Around baseball, there are several players making first impressions with contending clubs, from the still-striking sight of Ichiro Suzuki in Yankees pinstripes and Hanley Ramirez in Dodger blue to Zack Greinke, Ryan Dempster and Francisco Liriano pitching for new clubs, each outing carrying increased postseason implications.

Pence, dealt from Houston to Philadelphia last year and then Philadelphia to San Francisco this year, knows getting comfortable in his new confines is Job One if he's going to have any success as a late-season acquisition.

"Once you get out there, you're playing the game the way you know how," Pence said. "There are a few things you have to understand about how guys play, and strategies of where they want you to play. It's maybe a day or two to get a rhythm of the organization and how they play the game."

Entering that particular day's game against the Rockies, Pence's numbers were not yet telling a story of being in rhythm.

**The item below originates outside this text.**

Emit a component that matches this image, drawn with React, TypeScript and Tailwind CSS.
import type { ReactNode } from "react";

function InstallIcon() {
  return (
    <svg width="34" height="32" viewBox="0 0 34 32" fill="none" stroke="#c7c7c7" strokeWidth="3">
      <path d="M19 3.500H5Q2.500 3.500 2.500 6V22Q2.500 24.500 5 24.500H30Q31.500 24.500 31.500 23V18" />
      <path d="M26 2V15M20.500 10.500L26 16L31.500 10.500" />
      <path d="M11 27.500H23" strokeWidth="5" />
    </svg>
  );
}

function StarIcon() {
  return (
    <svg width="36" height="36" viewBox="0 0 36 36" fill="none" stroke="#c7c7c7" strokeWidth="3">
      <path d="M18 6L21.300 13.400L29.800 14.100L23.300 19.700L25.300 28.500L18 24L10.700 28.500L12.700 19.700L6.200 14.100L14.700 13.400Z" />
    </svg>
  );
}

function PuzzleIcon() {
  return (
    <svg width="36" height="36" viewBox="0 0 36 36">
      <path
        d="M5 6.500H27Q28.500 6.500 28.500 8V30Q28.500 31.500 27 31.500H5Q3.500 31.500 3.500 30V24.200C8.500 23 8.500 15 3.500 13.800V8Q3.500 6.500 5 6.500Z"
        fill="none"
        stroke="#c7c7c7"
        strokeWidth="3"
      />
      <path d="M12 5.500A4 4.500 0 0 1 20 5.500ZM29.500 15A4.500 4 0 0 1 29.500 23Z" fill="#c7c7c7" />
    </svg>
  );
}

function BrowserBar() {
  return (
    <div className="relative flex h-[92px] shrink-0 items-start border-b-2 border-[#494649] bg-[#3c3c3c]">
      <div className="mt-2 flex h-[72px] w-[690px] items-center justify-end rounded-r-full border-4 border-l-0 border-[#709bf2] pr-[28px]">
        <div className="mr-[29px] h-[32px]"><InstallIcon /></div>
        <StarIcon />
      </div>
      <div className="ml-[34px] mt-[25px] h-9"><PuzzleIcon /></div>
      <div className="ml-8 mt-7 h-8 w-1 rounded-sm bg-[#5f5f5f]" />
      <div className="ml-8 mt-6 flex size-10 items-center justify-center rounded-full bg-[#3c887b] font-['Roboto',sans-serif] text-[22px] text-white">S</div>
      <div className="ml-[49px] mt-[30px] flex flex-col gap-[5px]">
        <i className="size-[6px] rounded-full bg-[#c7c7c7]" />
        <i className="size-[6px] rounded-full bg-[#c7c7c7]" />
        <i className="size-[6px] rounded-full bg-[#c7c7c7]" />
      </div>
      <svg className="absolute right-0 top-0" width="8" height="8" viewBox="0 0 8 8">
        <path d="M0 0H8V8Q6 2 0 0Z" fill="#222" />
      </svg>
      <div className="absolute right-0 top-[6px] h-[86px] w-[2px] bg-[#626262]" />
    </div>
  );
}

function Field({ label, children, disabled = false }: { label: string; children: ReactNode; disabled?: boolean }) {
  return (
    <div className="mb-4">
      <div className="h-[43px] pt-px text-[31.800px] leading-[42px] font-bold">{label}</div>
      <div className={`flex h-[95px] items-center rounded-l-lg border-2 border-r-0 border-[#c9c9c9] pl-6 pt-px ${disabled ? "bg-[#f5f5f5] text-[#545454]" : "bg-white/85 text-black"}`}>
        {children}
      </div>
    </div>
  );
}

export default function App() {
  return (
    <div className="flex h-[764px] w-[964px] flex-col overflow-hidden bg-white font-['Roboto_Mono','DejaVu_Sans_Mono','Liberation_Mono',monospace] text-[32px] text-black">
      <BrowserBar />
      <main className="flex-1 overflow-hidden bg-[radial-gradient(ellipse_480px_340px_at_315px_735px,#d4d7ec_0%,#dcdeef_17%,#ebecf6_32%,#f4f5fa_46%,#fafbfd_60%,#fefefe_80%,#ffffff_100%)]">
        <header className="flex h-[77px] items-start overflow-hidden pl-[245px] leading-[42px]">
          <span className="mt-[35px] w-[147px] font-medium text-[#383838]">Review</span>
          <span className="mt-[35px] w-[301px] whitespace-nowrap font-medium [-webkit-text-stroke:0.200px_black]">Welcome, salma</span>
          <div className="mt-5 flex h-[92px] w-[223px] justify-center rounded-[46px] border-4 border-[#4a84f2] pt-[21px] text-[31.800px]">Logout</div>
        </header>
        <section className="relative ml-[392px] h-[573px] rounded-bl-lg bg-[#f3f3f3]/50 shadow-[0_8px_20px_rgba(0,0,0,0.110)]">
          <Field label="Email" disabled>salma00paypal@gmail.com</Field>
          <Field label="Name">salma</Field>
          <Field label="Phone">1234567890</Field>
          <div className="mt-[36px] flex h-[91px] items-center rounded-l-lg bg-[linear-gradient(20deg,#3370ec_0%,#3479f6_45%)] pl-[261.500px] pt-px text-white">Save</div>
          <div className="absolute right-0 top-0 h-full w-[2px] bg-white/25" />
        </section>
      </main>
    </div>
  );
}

He'd gone 6-for-43 for the Giants to that point, but Pence delivered a clutch double after the Rockies walked Buster Posey to face him, showing the type of boost he can deliver.

"He had some good swings up there, and he's a good player," Giants manager Bruce Bochy said after the game. "He's going to help this club, and he's going to be out there and getting his at-bats and he'll get settled in."

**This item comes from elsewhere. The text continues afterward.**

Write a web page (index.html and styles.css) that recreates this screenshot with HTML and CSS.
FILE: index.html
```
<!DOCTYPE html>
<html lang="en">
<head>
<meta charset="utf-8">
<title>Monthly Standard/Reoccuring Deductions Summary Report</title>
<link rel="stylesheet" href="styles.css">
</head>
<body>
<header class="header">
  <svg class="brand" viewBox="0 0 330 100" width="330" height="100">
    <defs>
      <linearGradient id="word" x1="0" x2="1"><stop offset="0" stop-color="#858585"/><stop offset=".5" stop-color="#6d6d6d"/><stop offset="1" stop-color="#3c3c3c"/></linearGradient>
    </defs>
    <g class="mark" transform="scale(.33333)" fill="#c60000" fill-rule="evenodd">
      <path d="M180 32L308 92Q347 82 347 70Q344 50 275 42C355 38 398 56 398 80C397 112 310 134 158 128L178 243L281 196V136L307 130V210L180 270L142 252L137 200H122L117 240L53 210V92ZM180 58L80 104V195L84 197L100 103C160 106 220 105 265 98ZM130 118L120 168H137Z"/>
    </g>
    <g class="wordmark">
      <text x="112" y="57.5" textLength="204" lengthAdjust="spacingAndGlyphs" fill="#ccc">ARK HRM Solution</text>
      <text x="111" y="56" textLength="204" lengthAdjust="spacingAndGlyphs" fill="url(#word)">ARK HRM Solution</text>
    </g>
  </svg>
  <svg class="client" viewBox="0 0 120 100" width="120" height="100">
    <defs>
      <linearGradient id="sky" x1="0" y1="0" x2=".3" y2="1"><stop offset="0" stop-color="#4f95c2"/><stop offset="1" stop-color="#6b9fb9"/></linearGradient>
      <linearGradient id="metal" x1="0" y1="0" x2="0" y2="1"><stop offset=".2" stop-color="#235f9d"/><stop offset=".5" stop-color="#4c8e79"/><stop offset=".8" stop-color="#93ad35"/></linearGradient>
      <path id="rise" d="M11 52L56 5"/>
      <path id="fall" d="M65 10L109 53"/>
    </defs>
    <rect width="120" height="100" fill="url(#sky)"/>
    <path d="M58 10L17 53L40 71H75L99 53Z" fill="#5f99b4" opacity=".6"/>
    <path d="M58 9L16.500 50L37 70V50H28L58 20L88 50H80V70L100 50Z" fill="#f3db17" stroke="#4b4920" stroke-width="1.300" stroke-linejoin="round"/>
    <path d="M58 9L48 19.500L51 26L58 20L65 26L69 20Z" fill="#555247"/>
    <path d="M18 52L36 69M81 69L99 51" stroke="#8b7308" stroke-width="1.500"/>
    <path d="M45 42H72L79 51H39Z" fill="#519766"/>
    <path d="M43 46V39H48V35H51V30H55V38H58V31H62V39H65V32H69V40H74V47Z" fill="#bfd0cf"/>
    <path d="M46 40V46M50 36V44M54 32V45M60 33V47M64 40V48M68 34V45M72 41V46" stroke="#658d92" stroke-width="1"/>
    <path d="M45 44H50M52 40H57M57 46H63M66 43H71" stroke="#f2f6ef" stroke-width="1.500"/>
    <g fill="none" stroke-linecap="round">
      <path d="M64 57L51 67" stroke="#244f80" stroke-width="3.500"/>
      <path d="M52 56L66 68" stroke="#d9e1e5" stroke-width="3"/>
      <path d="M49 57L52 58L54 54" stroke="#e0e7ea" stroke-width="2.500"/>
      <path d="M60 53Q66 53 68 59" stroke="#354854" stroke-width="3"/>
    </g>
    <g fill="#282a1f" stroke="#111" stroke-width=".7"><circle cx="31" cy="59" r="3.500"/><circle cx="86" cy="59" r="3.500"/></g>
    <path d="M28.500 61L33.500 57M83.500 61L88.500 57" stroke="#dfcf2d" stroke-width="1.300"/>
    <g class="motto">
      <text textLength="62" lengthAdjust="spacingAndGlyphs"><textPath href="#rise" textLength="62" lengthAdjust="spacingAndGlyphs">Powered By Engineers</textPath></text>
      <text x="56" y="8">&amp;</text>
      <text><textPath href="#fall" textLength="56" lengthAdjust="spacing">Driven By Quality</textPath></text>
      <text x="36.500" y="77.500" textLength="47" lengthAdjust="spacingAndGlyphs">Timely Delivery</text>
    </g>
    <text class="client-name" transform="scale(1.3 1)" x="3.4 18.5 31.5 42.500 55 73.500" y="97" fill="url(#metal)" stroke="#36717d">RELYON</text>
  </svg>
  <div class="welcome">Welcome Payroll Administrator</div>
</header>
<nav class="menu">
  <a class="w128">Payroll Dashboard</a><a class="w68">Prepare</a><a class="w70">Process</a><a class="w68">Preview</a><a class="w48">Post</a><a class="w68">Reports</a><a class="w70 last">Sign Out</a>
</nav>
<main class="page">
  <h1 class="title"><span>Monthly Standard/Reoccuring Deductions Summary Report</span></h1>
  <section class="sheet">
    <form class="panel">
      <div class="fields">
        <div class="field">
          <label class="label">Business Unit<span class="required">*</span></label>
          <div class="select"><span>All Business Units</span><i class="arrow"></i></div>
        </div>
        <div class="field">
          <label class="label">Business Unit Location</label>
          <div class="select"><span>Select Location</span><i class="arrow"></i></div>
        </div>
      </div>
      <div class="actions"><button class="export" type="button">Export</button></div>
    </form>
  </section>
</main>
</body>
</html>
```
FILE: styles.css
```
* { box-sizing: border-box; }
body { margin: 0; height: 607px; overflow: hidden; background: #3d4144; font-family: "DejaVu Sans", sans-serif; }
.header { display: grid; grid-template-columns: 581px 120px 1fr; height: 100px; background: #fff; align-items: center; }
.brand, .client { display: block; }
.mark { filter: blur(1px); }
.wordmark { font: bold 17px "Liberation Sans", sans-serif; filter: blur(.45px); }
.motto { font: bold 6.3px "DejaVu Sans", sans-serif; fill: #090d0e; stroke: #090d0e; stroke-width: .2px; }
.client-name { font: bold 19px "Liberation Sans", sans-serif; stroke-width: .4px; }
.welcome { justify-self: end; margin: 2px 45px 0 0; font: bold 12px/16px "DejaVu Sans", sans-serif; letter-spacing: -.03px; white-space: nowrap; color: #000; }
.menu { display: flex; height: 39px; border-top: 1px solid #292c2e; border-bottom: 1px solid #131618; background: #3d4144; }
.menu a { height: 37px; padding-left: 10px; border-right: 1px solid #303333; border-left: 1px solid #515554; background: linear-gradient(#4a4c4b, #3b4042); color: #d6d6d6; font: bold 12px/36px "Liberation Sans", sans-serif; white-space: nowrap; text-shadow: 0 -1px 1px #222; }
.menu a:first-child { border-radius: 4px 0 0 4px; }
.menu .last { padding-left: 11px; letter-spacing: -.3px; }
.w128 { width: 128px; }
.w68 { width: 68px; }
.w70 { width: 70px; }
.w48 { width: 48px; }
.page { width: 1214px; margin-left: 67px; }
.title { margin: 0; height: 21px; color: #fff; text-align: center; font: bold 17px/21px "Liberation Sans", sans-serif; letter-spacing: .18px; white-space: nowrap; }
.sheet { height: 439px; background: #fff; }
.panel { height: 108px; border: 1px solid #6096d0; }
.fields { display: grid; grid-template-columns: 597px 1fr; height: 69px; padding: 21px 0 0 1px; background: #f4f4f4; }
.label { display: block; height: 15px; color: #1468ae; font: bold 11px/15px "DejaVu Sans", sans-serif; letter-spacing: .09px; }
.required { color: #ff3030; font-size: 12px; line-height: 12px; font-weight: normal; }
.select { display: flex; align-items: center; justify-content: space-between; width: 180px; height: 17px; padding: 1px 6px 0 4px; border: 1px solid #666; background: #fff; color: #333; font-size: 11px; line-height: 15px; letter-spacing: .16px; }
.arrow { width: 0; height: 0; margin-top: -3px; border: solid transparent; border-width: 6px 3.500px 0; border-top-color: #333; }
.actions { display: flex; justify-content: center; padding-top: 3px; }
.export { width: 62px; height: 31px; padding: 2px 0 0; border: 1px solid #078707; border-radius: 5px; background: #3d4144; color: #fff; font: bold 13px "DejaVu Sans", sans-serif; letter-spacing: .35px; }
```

With Pence, who followed up the next day with a three-run homer, showing life in his bat and infielder Marco Scutaro already having delivered a seven-RBI game, the Giants sought a boost in their chances to hold on in the National League West. Not to be outdone, the Dodgers brought in a pair of lineup upgrades of their own, adding Ramirez and Shane Victorino.

So far, Ramirez is 19-for-69 (.275) with a homer and 18 RBIs for the Dodgers, and Victorino is 13-for-47 (.277) with three steals and eight runs scored -- including his first homer for the Dodgers on Monday in a 5-4 over Pittsburgh win that pulled Los Angeles into a tie with the Giants atop the NL West standings.

"This is not going to overwhelm him, going down the stretch," Dodgers manager Don Mattingly said of Victorino. "For us, it's great to have a guy with experience -- not only just experience, but a guy who can do some things."

For a franchise icon like Ichiro, meanwhile, the transition to a new uniform can be striking -- and sometimes confusing.

Ichiro already has posted a five-RBI game that matched his career high, delivered while playing center field in a game for the first time since 2008. Things are definitely different for the veteran hit machine whose first 8,483 Major League plate appearances were with the Mariners.

"Sometimes I get up to the plate and they say ... 'Ichiro Suzuki for the Yankees,' and that kind of takes me a while, to [think] 'Oh, I'm on the Yankees.' Everybody on the Yankees has been great, I play with a bunch of great guys," Ichiro said.

Like Ichiro, the players who made the transition from one team to another close to the July 31 Trade Deadline are still working within a small sample size. There is time for first impressions to build into a lasting one.

Kevin Youkilis, dealt to the White Sox on June 20, has a more substantial body of work with his new club, and he has contributed more offense in a similar number of at-bats as he had with the Red Sox before the trade. His OPS is up (.856 from .692), and his power numbers are up in almost the same number of plate appearances: 10 homers to four, 29 RBIs to 14.

The White Sox also picked up Liriano (5.65 ERA in three starts while getting accustomed to the extra rest in a six-man rotation) and Brett Myers (0.58 ERA in 11 setup outings) in an effort to separate themselves in the American League Central. Since their first move with Youkilis, they have gone from three games over .500 to 10 and from a half-game out of first to up by two over Detroit.

Perhaps the greatest early impression was made by the Braves' Paul Maholm, another starting pitcher who is becoming acclimated to a new club. Maholm tossed a three-hit shutout against the Mets in his second start for Atlanta -- his eighth consecutive quality start.

On the other hand, Greinke hasn't had as much success since arriving at his new home in Anaheim after being sent off with a group hug from Milwaukee. Greinke went seven innings in each of his first two starts with the Angels -- a loss and a no-decision -- and allowed four earned runs in five innings in his third outing against a new rival, the A's.

And then there's Dempster, probably the most talked-about player of the Trade Deadline season. He finally landed in Texas, and after posting a 2.25 ERA in 16 starts with the Cubs, he has an 8.31 ERA in three starts with the Rangers.

Dempster may have an advantage, though, as he continues his transition. His name is Geovany Soto, the former Cubs catcher acquired by the Rangers just in time for starter Mike Napoli to go on the disabled list -- putting Soto right into the fire.

"He's done a good job getting familiarized with our pitchers," Rangers manager Ron Washington said.

"It's a hard-enough thing going to a new team," Dempster said. "Then, all of a sudden, you have the guy that you've had for the last five years there catching you. It makes the transition a lot easier. We're obviously very comfortable with each other."

And for players making the change to new teams in the middle of a pennant drive, that's a good thing.